Applicant has not alleged restraint. He acknowledges that he has served all of his time, and he makes no further reference to anything we might even possibly construe as restraint. I would dismiss the application for lack of jurisdiction.
Even if this Court had jurisdiction, though, there is another problem with granting relief. There is nothing in the record to support the trial court's recommendation, because applicant's name does not match the name on the documents that supposedly show his birth date.

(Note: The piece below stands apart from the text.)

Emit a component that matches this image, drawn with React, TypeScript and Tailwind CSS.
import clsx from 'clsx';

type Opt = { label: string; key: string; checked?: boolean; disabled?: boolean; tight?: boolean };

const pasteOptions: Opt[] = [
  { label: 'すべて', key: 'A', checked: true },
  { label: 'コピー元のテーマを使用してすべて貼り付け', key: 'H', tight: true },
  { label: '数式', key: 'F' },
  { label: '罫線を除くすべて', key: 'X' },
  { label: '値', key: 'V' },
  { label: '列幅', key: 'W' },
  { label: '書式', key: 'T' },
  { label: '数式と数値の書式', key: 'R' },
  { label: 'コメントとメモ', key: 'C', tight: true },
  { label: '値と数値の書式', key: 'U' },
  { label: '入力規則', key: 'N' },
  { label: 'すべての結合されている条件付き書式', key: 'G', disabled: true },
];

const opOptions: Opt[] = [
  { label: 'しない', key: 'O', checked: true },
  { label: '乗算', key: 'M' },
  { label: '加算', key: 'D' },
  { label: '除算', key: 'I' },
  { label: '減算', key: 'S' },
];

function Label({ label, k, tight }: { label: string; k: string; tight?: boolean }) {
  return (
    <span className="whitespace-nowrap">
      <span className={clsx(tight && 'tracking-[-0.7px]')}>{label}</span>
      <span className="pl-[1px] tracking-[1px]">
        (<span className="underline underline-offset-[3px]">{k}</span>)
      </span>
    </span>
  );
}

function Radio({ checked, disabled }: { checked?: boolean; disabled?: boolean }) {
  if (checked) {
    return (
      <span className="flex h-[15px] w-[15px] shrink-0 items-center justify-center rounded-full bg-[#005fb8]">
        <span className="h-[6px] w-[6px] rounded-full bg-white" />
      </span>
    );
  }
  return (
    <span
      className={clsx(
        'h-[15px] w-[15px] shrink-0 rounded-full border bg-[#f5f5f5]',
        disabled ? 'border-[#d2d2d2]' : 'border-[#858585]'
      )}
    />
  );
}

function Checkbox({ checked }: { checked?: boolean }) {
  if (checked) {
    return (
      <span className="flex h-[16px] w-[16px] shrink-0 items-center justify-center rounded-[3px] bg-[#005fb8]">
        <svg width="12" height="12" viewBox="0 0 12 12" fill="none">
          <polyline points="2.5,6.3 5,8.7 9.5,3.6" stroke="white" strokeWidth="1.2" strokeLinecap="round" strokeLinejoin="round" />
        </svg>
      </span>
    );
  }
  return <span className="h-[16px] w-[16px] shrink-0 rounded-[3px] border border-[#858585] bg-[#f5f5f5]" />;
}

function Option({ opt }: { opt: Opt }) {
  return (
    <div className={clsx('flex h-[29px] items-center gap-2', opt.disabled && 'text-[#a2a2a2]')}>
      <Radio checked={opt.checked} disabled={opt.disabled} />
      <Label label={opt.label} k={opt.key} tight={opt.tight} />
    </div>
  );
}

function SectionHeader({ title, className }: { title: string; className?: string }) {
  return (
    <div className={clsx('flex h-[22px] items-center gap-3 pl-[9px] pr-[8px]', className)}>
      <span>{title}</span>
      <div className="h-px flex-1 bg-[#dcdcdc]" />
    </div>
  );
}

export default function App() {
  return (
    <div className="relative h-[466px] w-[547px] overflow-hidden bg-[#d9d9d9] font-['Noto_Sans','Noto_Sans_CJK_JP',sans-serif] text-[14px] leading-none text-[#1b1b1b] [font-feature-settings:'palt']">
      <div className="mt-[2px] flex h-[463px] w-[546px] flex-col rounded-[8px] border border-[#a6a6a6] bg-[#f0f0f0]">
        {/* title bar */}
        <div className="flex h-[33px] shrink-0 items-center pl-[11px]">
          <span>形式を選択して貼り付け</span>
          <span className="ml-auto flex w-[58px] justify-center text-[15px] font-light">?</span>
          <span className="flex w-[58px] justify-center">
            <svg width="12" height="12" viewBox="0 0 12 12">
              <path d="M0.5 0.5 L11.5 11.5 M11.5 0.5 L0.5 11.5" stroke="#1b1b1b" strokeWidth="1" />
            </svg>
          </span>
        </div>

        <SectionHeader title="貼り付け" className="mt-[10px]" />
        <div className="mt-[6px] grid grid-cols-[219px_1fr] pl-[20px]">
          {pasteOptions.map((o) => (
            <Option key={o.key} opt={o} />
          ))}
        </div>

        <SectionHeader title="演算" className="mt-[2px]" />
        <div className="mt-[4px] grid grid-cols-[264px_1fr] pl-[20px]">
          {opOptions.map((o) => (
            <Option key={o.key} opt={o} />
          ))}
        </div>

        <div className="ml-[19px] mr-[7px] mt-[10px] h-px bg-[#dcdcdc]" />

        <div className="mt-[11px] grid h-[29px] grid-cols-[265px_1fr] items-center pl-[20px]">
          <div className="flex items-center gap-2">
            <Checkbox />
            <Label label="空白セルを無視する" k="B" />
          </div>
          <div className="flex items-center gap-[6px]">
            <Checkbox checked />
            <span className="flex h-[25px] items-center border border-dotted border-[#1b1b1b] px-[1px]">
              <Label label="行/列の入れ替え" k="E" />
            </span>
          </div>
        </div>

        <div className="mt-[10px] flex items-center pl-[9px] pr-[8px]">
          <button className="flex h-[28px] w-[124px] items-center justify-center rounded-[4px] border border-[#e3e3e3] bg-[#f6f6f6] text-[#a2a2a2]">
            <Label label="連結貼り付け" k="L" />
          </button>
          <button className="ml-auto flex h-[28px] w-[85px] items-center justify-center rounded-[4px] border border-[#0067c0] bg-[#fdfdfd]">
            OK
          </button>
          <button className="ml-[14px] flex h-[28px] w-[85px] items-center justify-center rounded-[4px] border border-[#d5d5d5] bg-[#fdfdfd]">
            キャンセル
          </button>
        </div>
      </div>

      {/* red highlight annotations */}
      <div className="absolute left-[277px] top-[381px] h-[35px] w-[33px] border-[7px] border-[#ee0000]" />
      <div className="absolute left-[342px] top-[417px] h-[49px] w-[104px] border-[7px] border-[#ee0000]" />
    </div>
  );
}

Applicant's name is Louis Levine. But the birth certificate attached to the application is for a “Luis Martinez.” Applicant attempts to connect himself to the birth certificate by styling himself “Luis Martinez/aka Louis Levine” and by signing his name “Luis Martinez,” but those are the only places the names are connected. And the space for “nickname/alias” on applicant's offense report is left blank. Applicant has obtained a birth certificate for someone named Luis, with a last name different from his own, who was born on July 13, 1975. This birth certificate does not support a conclusion that applicant was born on July 13, 1975.

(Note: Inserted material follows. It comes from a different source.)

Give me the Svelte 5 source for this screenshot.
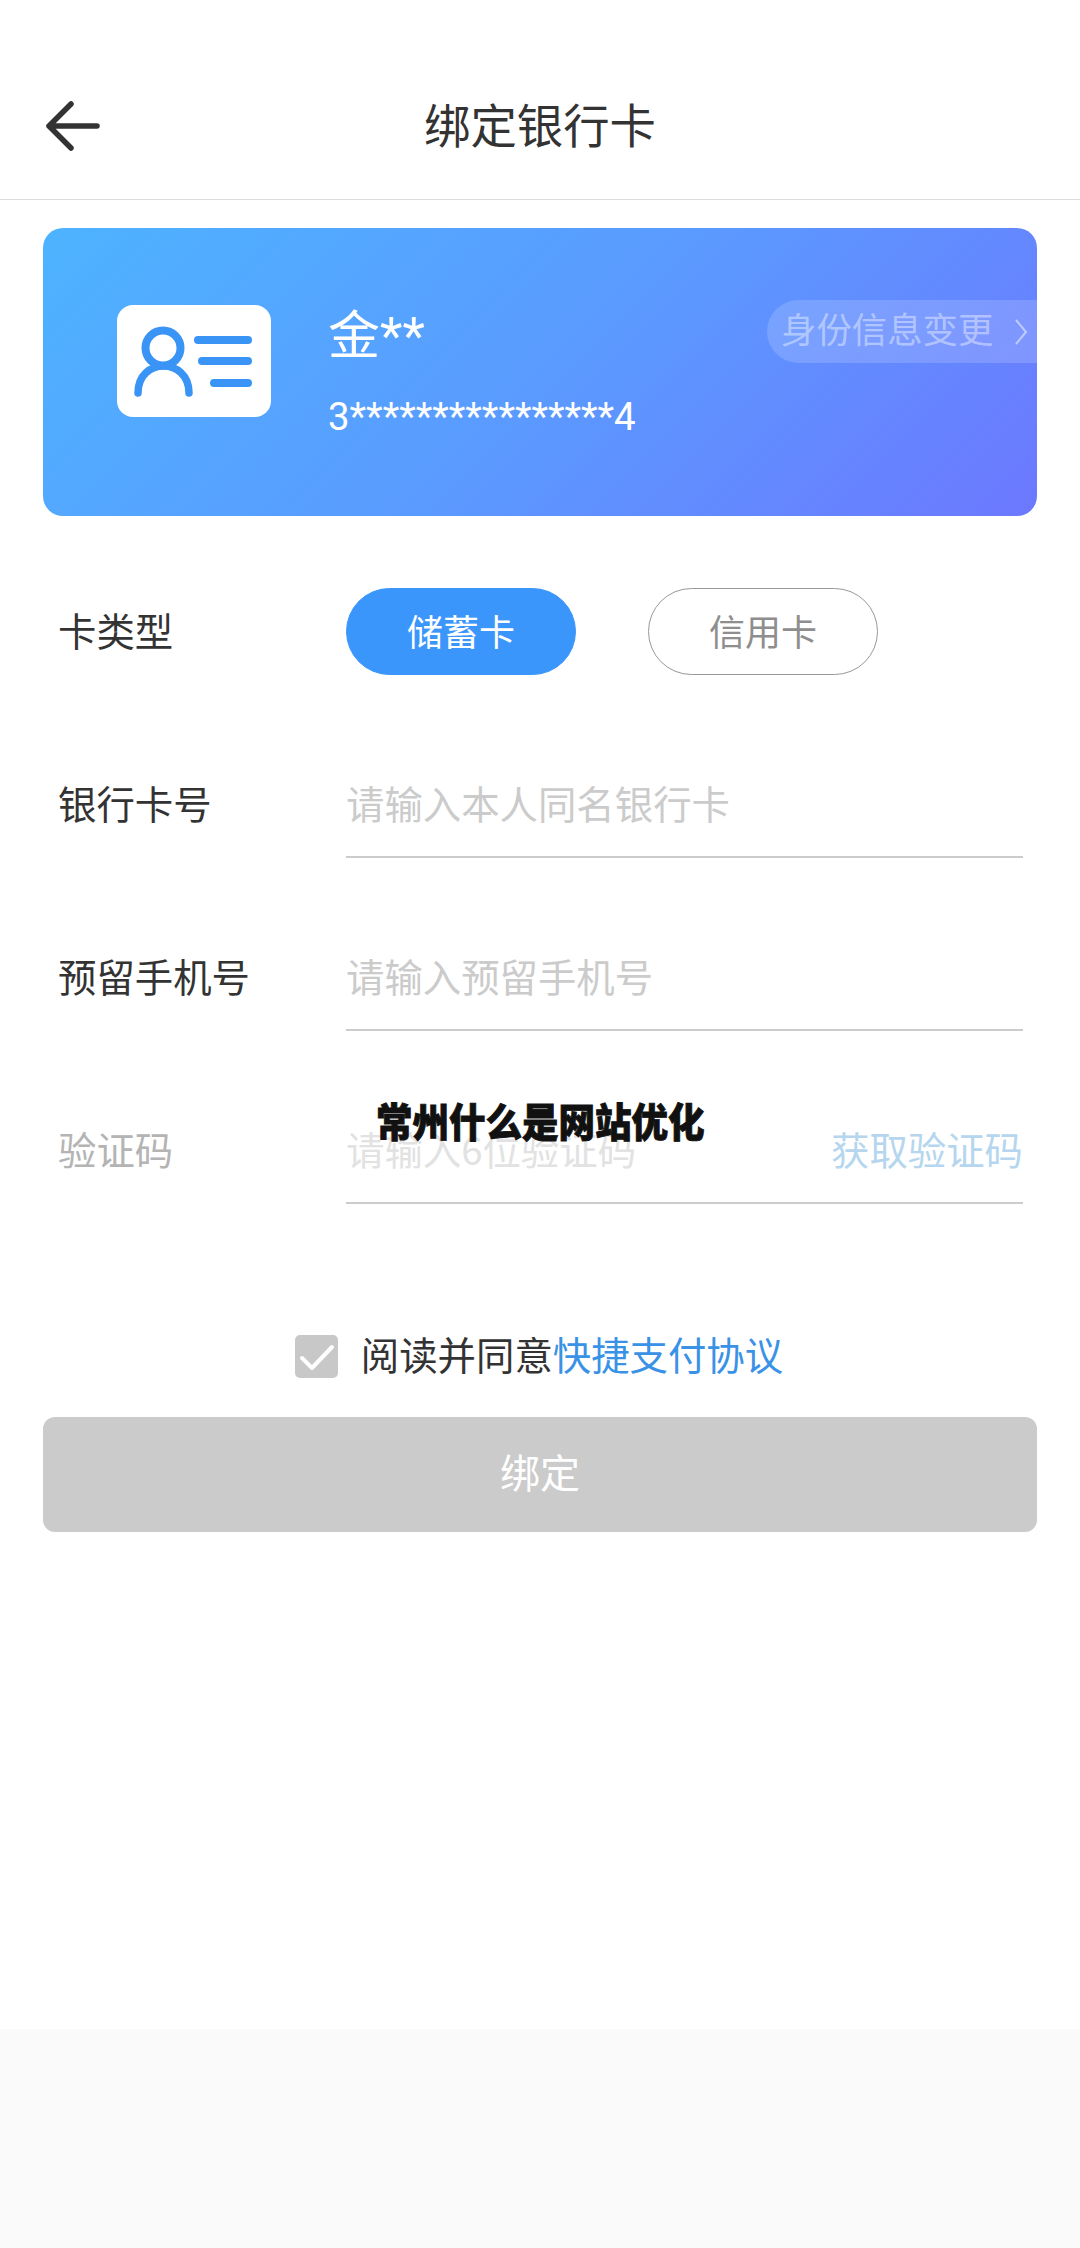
<script>
  const rows = [
    { label: '银行卡号', hint: '请输入本人同名银行卡' },
    { label: '预留手机号', hint: '请输入预留手机号' }
  ];
</script>

<div class="page">
  <header class="nav">
    <svg class="back" viewBox="0 0 56 50" width="56" height="50" aria-hidden="true">
      <path d="M25 3 L3 25 L25 47 M3 25 H51" fill="none" stroke="#333" stroke-width="5.5" stroke-linecap="round" stroke-linejoin="round" />
    </svg>
    <h1>绑定银行卡</h1>
  </header>

  <main class="content">
    <section class="card">
      <div class="id-icon">
        <svg viewBox="0 0 154 112" width="154" height="112" aria-hidden="true">
          <g fill="none" stroke="#3a94f6" stroke-linecap="round">
            <circle cx="46" cy="43" r="17.5" stroke-width="8" />
            <path d="M21 88 C21 52 72 52 72 88" stroke-width="7.5" />
            <path d="M81 35 H131 M85 56 H131 M97 78 H131" stroke-width="8" />
          </g>
        </svg>
      </div>
      <div class="holder">
        <div class="name">金**</div>
        <div class="number">3****************4</div>
      </div>
      <div class="change">
        <span>身份信息变更</span>
        <svg viewBox="0 0 14 28" width="14" height="28" aria-hidden="true">
          <path d="M2 2 L12 14 L2 26" fill="none" stroke="#fff" stroke-opacity=".5" stroke-width="2" />
        </svg>
      </div>
    </section>

    <div class="row type-row">
      <div class="label">卡类型</div>
      <div class="pills">
        <div class="pill active">储蓄卡</div>
        <div class="pill">信用卡</div>
      </div>
    </div>

    {#each rows as row}
      <div class="row">
        <div class="label">{row.label}</div>
        <div class="field"><span class="hint">{row.hint}</span></div>
      </div>
    {/each}

    <div class="row">
      <div class="label faded">验证码</div>
      <div class="field">
        <span class="hint faint">请输入6位验证码</span>
        <span class="get-code">获取验证码</span>
      </div>
    </div>

    <div class="agree">
      <span class="check">
        <svg viewBox="0 0 43 43" width="43" height="43" aria-hidden="true">
          <path d="M7 23 L17 33 L37 12" fill="none" stroke="#fff" stroke-width="4" stroke-linecap="round" stroke-linejoin="round" />
        </svg>
      </span>
      <span class="agree-text">阅读并同意<span class="link">快捷支付协议</span></span>
    </div>

    <button class="submit" type="button">绑定</button>
  </main>

  <div class="spacer"></div>
  <div class="foot"></div>

  <div class="watermark">常州什么是网站优化</div>
</div>

<style>
  :global(body) {
    margin: 0;
    background: #fff;
  }

  .page {
    position: relative;
    width: 1080px;
    height: 2248px;
    display: flex;
    flex-direction: column;
    overflow: hidden;
    font-family: "Noto Sans CJK SC", "Noto Sans", sans-serif;
    color: #333;
  }

  .nav {
    box-sizing: border-box;
    height: 200px;
    padding-top: 48px;
    display: flex;
    align-items: center;
    justify-content: center;
    position: relative;
    border-bottom: 1px solid #dcdcdc;
    flex: none;
  }

  .back {
    position: absolute;
    left: 46px;
    top: 101px;
  }

  h1 {
    margin: 0;
    font-size: 46.4px;
    font-weight: 400;
    line-height: 1;
    color: #333;
  }

  .content {
    padding: 28px 43px 0;
    flex: none;
  }

  .card {
    box-sizing: border-box;
    height: 288px;
    border-radius: 20px;
    background: linear-gradient(135deg, #4db3ff 0%, #5a9bff 50%, #6c78ff 100%);
    display: flex;
    align-items: center;
    padding-left: 74px;
    position: relative;
    color: #fff;
  }

  .id-icon {
    width: 154px;
    height: 112px;
    border-radius: 16px;
    background: #fff;
    margin-top: -23px;
    flex: none;
  }

  .id-icon svg {
    display: block;
  }

  .holder {
    margin-left: 57px;
    margin-top: -3px;
  }

  .name {
    font-family: Roboto, "Noto Sans CJK SC", sans-serif;
    font-size: 52px;
    line-height: 70px;
  }

  .number {
    font-family: Roboto, "Noto Sans", sans-serif;
    font-size: 38.4px;
    line-height: 46px;
    margin-top: 22px;
  }

  .change {
    position: absolute;
    right: 0;
    top: 72px;
    box-sizing: border-box;
    width: 270px;
    height: 63px;
    border-radius: 32px 0 0 32px;
    background: rgba(255, 255, 255, 0.16);
    display: flex;
    align-items: center;
    padding-left: 14px;
    gap: 21px;
    font-size: 35.4px;
    color: rgba(255, 255, 255, 0.42);
  }

  .change span {
    margin-top: -8px;
  }

  .row {
    box-sizing: border-box;
    height: 173px;
    display: flex;
    align-items: flex-start;
    padding-left: 15px;
  }

  .type-row {
    margin-top: 72px;
  }

  .label {
    width: 288px;
    flex: none;
    font-size: 38.4px;
    line-height: 83px;
    color: #333;
  }

  .label.faded {
    color: #b4b4b4;
  }

  .pills {
    display: flex;
    gap: 72px;
  }

  .pill {
    box-sizing: border-box;
    width: 230px;
    height: 87px;
    padding-bottom: 3px;
    border-radius: 44px;
    border: 1px solid #999;
    display: flex;
    align-items: center;
    justify-content: center;
    font-size: 36px;
    color: #8e8e8e;
  }

  .pill.active {
    background: #3a96fb;
    border-color: #3a96fb;
    color: #fff;
  }

  .field {
    box-sizing: border-box;
    width: 677px;
    height: 97px;
    border-bottom: 2px solid #ccc;
    display: flex;
    justify-content: space-between;
    align-items: flex-start;
    font-size: 38.4px;
    line-height: 83px;
  }

  .hint {
    color: #cbcbcb;
  }

  .hint.faint {
    color: #e2e2e2;
  }

  .get-code {
    color: #b5d6ee;
  }

  .agree {
    display: flex;
    align-items: center;
    justify-content: center;
    gap: 23px;
    margin-top: 51px;
    height: 50px;
    padding-right: 2px;
  }

  .check {
    width: 43px;
    height: 43px;
    border-radius: 5px;
    background: #c8c8c8;
    flex: none;
  }

  .check svg {
    display: block;
  }

  .agree-text {
    font-size: 38.4px;
    line-height: 50px;
    color: #333;
    margin-top: -7px;
  }

  .link {
    color: #3a92e6;
  }

  .submit {
    display: block;
    width: 100%;
    height: 115px;
    margin-top: 36px;
    border: 0;
    border-radius: 12px;
    background: #cbcbcb;
    color: #fff;
    font-family: inherit;
    font-size: 40px;
    padding: 0 0 8px;
  }

  .spacer {
    flex: 1;
  }

  .foot {
    height: 219px;
    background: #fafafa;
    flex: none;
  }

  .watermark {
    position: absolute;
    left: 376px;
    top: 1097px;
    font-size: 36.5px;
    line-height: 48px;
    font-weight: 900;
    color: #111;
    white-space: nowrap;
    -webkit-text-stroke: 0.8px #111;
    transform: scaleY(1.08);
  }
</style>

The trial court made a finding that CJIS (4 ) lists applicant's birth date as an earlier date that would make him seventeen at the time of the offense. The court nevertheless makes a finding that “applicant's” birth certificate shows that he was sixteen at the time of the offense.
Louis Levine and Luis Martinez may be the same person, but there is no evidence in the record to support that conclusion—no testimony, no documents, nothing. Before granting relief from a conviction based upon an applicant's age, I would require some proof that the birth certificate proffered in support of the claim belongs to the applicant.
I respectfully dissent.
FOOTNOTES
1. Article 11.01, Texas Code of Criminal Procedure.
2. Article 11.22, Texas Code of Criminal Procedure.
3. Ex parte Cathcart, 13 S.W.3d 414, 417 (Tex. Crim. App. 2000).
4. The Criminal Justice Information Services Division of the FBI.
KELLER, P.J.
Keller, P.J., filed a dissenting opinion in which HERVEY, and COCHRAN, JJ., joined.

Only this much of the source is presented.